In the following material, identify every line holding the string "components" and return it.
======== Data lines
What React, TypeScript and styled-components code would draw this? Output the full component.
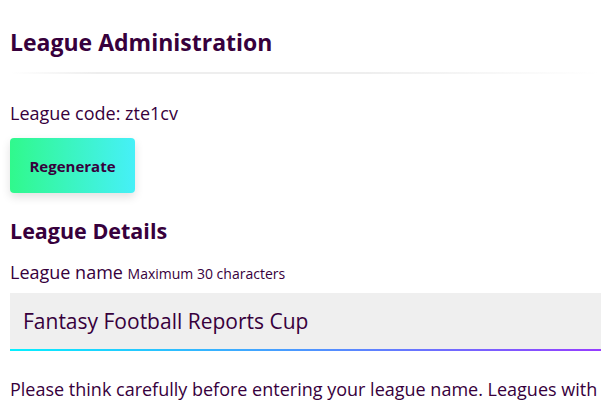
import styled, { createGlobalStyle } from "styled-components";

const GlobalStyle = createGlobalStyle`
  body {
    margin: 0;
    background: #fff;
    font-family: "Open Sans", "Noto Sans", sans-serif;
    color: #37003c;
  }
`;

export default function App() {
  return (
    <>
      <GlobalStyle />
      <Page>
        <Heading>League Administration</Heading>
        <Divider />
        <Code>League code: zte1cv</Code>
        <Button type="button">Regenerate</Button>
        <SubHeading>League Details</SubHeading>
        <Label>
          League name <Hint>Maximum 30 characters</Hint>
        </Label>
        <Field>
          <Input defaultValue="Fantasy Football Reports Cup" />
        </Field>
        <Note>
          Please think carefully before entering your league name. Leagues with
          names deemed offensive or inappropriate will be removed.
        </Note>
      </Page>
    </>
  );
}

const Page = styled.div`
  padding: 0 11px 0 10px;
  display: flex;
  flex-direction: column;
  align-items: flex-start;
`;

const Heading = styled.h2`
  margin: 29px 0 0;
  font-size: 23px;
  line-height: 26px;
  font-weight: 700;
`;

const Divider = styled.div`
  align-self: stretch;
  height: 2px;
  margin: 17px 0 0;
  background: linear-gradient(
    to right,
    rgba(235, 235, 235, 0),
    #eeeeee 15%,
    #eeeeee 60%,
    rgba(235, 235, 235, 0)
  );
`;

const Code = styled.p`
  margin: 29px 0 0;
  font-size: 18px;
  line-height: 20px;
`;

const Button = styled.button`
  margin-top: 15px;
  width: 125px;
  height: 55px;
  border: none;
  border-radius: 4px;
  background: linear-gradient(to right, #30f98c, #46f0f8);
  box-shadow: 0 4px 10px rgba(0, 0, 0, 0.12);
  font-family: inherit;
  font-size: 15px;
  font-weight: 700;
  color: #37003c;
  cursor: pointer;
`;

const SubHeading = styled.h3`
  margin: 26px 0 0;
  font-size: 21.5px;
  line-height: 24px;
  font-weight: 700;
`;

const Label = styled.label`
  margin-top: 19px;
  font-size: 18px;
  line-height: 20px;
`;

const Hint = styled.span`
  font-size: 14px;
`;

const Field = styled.div`
  align-self: stretch;
  margin-top: 9px;
  padding-bottom: 2px;
  background: linear-gradient(to right, #05f0ff, #963cff);
`;

const Input = styled.input`
  display: block;
  box-sizing: border-box;
  width: 100%;
  height: 56px;
  padding: 0 13px;
  border: none;
  outline: none;
  background: #efefef;
  font-family: inherit;
  font-size: 21px;
  color: #37003c;
`;

const Note = styled.p`
  margin: 22px 0 0;
  font-size: 18px;
  line-height: 32px;
`;
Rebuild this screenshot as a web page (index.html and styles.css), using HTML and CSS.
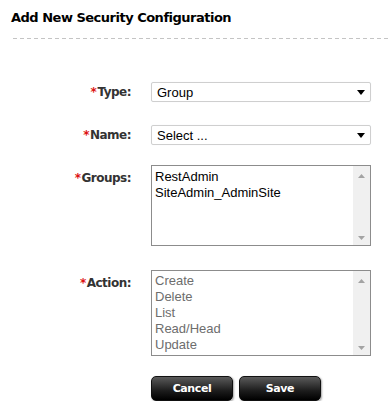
FILE: index.html
```html
<!DOCTYPE html>
<html lang="en">
<head>
    <meta charset="UTF-8">
    <title>Add New Security Configuration</title>
    <link rel="stylesheet" href="styles.css">
</head>
<body>
    <div class="page">
        <h1 class="page-title">Add New Security Configuration</h1>
        <div class="divider"></div>

        <form class="config-form">
            <div class="form-row row-type">
                <label class="field-label"><span class="req">*</span>Type:</label>
                <div class="select-box">
                    <span class="select-value">Group</span>
                    <svg class="select-arrow" width="8" height="5" viewBox="0 0 8 5"><path d="M0 0h8L4 5z" fill="#000"/></svg>
                </div>
            </div>

            <div class="form-row row-name">
                <label class="field-label"><span class="req">*</span>Name:</label>
                <div class="select-box">
                    <span class="select-value">Select ...</span>
                    <svg class="select-arrow" width="8" height="5" viewBox="0 0 8 5"><path d="M0 0h8L4 5z" fill="#000"/></svg>
                </div>
            </div>

            <div class="form-row row-groups">
                <label class="field-label list-label"><span class="req">*</span>Groups:</label>
                <div class="list-box groups-box">
                    <ul class="list-items">
                        <li>RestAdmin</li>
                        <li>SiteAdmin_AdminSite</li>
                    </ul>
                    <div class="scroll-track">
                        <svg width="7" height="4" viewBox="0 0 7 4"><path d="M0 4L3.5 0 7 4z" fill="#a3a3a3"/></svg>
                        <svg width="7" height="4" viewBox="0 0 7 4"><path d="M0 0h7L3.5 4z" fill="#a3a3a3"/></svg>
                    </div>
                </div>
            </div>

            <div class="form-row row-action">
                <label class="field-label list-label"><span class="req">*</span>Action:</label>
                <div class="list-box action-box">
                    <ul class="list-items disabled">
                        <li>Create</li>
                        <li>Delete</li>
                        <li>List</li>
                        <li>Read/Head</li>
                        <li>Update</li>
                    </ul>
                    <div class="scroll-track">
                        <svg width="7" height="4" viewBox="0 0 7 4"><path d="M0 4L3.5 0 7 4z" fill="#a3a3a3"/></svg>
                        <svg width="7" height="4" viewBox="0 0 7 4"><path d="M0 0h7L3.5 4z" fill="#a3a3a3"/></svg>
                    </div>
                </div>
            </div>

            <div class="form-actions">
                <button type="button" class="btn">Cancel</button>
                <button type="button" class="btn">Save</button>
            </div>
        </form>
    </div>
</body>
</html>
```

FILE: styles.css
```css
body {
    margin: 0;
    background: #fff;
    font-family: 'DejaVu Sans', Verdana, sans-serif;
    color: #000;
}
.page {
    width: 388px;
    padding-top: 10px;
}
.page-title {
    margin: 0 0 0 11px;
    font-size: 13px;
    font-weight: bold;
    letter-spacing: -0.5px;
    line-height: 16px;
    color: #000;
}
.divider {
    margin: 12px 0 0 13px;
    height: 1px;
    background: repeating-linear-gradient(to right, #c4c4c4 0 4px, transparent 4px 7px);
}
.config-form {
    padding-top: 43px;
}
.form-row {
    display: flex;
    align-items: center;
}
.row-name {
    margin-top: 23px;
}
.row-groups {
    margin-top: 20px;
    align-items: flex-start;
}
.row-action {
    margin-top: 24px;
    align-items: flex-start;
}
.field-label {
    width: 151px;
    padding-right: 20px;
    box-sizing: border-box;
    text-align: right;
    font-size: 12px;
    font-weight: bold;
    letter-spacing: -0.5px;
    color: #333;
}
.list-label {
    padding-top: 6px;
}
.req {
    color: #d11;
    margin-right: 1px;
}
.select-box {
    position: relative;
    width: 220px;
    height: 20px;
    box-sizing: border-box;
    border: 1px solid #cfcfcf;
    border-radius: 2px;
    box-shadow: 0 0 1px #e4e9f0;
    display: flex;
    align-items: center;
    padding-left: 5px;
    font-family: 'Liberation Sans', Arial, sans-serif;
    font-size: 13px;
}
.select-arrow {
    position: absolute;
    right: 5px;
    top: 7px;
}
.list-box {
    width: 220px;
    box-sizing: border-box;
    border: 1px solid #8c8c8c;
    display: flex;
    font-family: 'Liberation Sans', Arial, sans-serif;
    font-size: 13px;
}
.groups-box {
    height: 81px;
}
.action-box {
    height: 86px;
}
.list-items {
    flex: 1;
    list-style: none;
    margin: 0;
    padding: 3px 0 0 3px;
    line-height: 16px;
}
.list-items.disabled {
    color: #6d6d6d;
    padding-top: 2px;
}
.scroll-track {
    width: 17px;
    background: #f0f0f0;
    display: flex;
    flex-direction: column;
    justify-content: space-between;
    align-items: center;
    padding: 8px 0 5px;
    box-sizing: border-box;
}
.form-actions {
    display: flex;
    gap: 6px;
    padding-left: 151px;
    margin-top: 20px;
}
.btn {
    width: 82px;
    height: 25px;
    border: 1px solid #111;
    border-radius: 5px;
    background: linear-gradient(#5a5a5a, #1c1c1c 60%, #000);
    box-shadow: 1px 1px 2px rgba(0,0,0,0.35);
    color: #fff;
    font-family: 'DejaVu Sans', Verdana, sans-serif;
    font-size: 11px;
    font-weight: bold;
    letter-spacing: -0.4px;
    padding: 0;
}
```
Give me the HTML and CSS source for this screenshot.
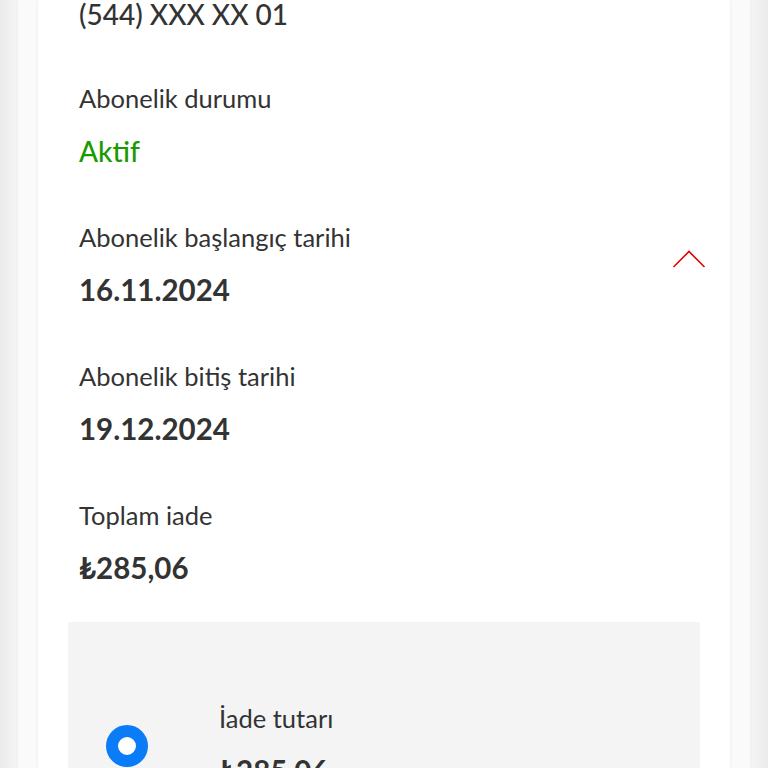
FILE: index.html
```html
<!DOCTYPE html>
<html lang="tr">

<head>
    <meta charset="UTF-8">
    <meta name="viewport" content="width=device-width, initial-scale=1.0">
    <title>Abonelik Detayı</title>
    <link rel="stylesheet" href="styles.css">
</head>

<body>
    <div class="panel">
        <div class="card">
            <div class="phone">(544) XXX XX 01</div>

            <div class="info">
                <div class="info-label">Abonelik durumu</div>
                <div class="info-value active">Aktif</div>
            </div>

            <div class="info info-toggle">
                <div>
                    <div class="info-label">Abonelik başlangıç tarihi</div>
                    <div class="info-value">16.11.2024</div>
                </div>
                <svg class="chevron" width="34" height="20" viewBox="0 0 34 20">
                    <polyline points="1.5,18 17,2.5 32.5,18" fill="none" stroke="#e60000" stroke-width="1.6" />
                </svg>
            </div>

            <div class="info">
                <div class="info-label">Abonelik bitiş tarihi</div>
                <div class="info-value">19.12.2024</div>
            </div>

            <div class="info">
                <div class="info-label">Toplam iade</div>
                <div class="info-value">₺285,06</div>
            </div>

            <div class="refund-box">
                <span class="radio"></span>
                <div class="refund-text">
                    <div class="info-label">İade tutarı</div>
                    <div class="info-value">₺285,06</div>
                </div>
            </div>
        </div>
    </div>
</body>

</html>
```

FILE: styles.css
```css
body {
    margin: 0;
    padding: 0;
    font-family: Lato, 'Noto Sans', sans-serif;
    color: #333;
    background: linear-gradient(to right, #ebebeb, #f6f6f6 18px, #f6f6f6 750px, #ebebeb);
    height: 768px;
    overflow: hidden;
}

.panel {
    margin: 0 18px;
    padding: 0 20px;
    background: #fafafa;
    height: 100%;
    box-shadow: 0 0 4px rgba(0, 0, 0, 0.06);
}

.card {
    background: #ffffff;
    height: 100%;
    padding: 0 30px;
    box-shadow: 0 0 3px rgba(0, 0, 0, 0.08);
}

.phone {
    padding-left: 11px;
    font-size: 28px;
    line-height: 28px;
    font-weight: 500;
    color: #333;
}

.info {
    padding-left: 11px;
    margin-top: 56px;
}

.info-label {
    font-size: 25.5px;
    line-height: 28px;
    color: #333;
}

.info-value {
    font-size: 29.5px;
    line-height: 32px;
    margin-top: 23px;
    font-weight: 700;
    color: #333;
}

.info-value.active {
    color: #1a9a00;
    font-weight: 500;
    font-size: 28px;
}

.info-toggle {
    display: flex;
    justify-content: space-between;
    align-items: center;
}

.chevron {
    margin-right: -6px;
    margin-top: -12px;
}

.refund-box {
    margin-top: 38px;
    background: #f4f4f4;
    padding: 82px 38px 40px;
    display: flex;
    align-items: center;
    gap: 71px;
}

.radio {
    width: 18px;
    height: 18px;
    border: 12px solid #0a7cf8;
    border-radius: 50%;
    background: #ffffff;
    flex-shrink: 0;
}
```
================
Response:
What React, TypeScript and styled-components code would draw this? Output the full component.
import styled, { createGlobalStyle } from "styled-components";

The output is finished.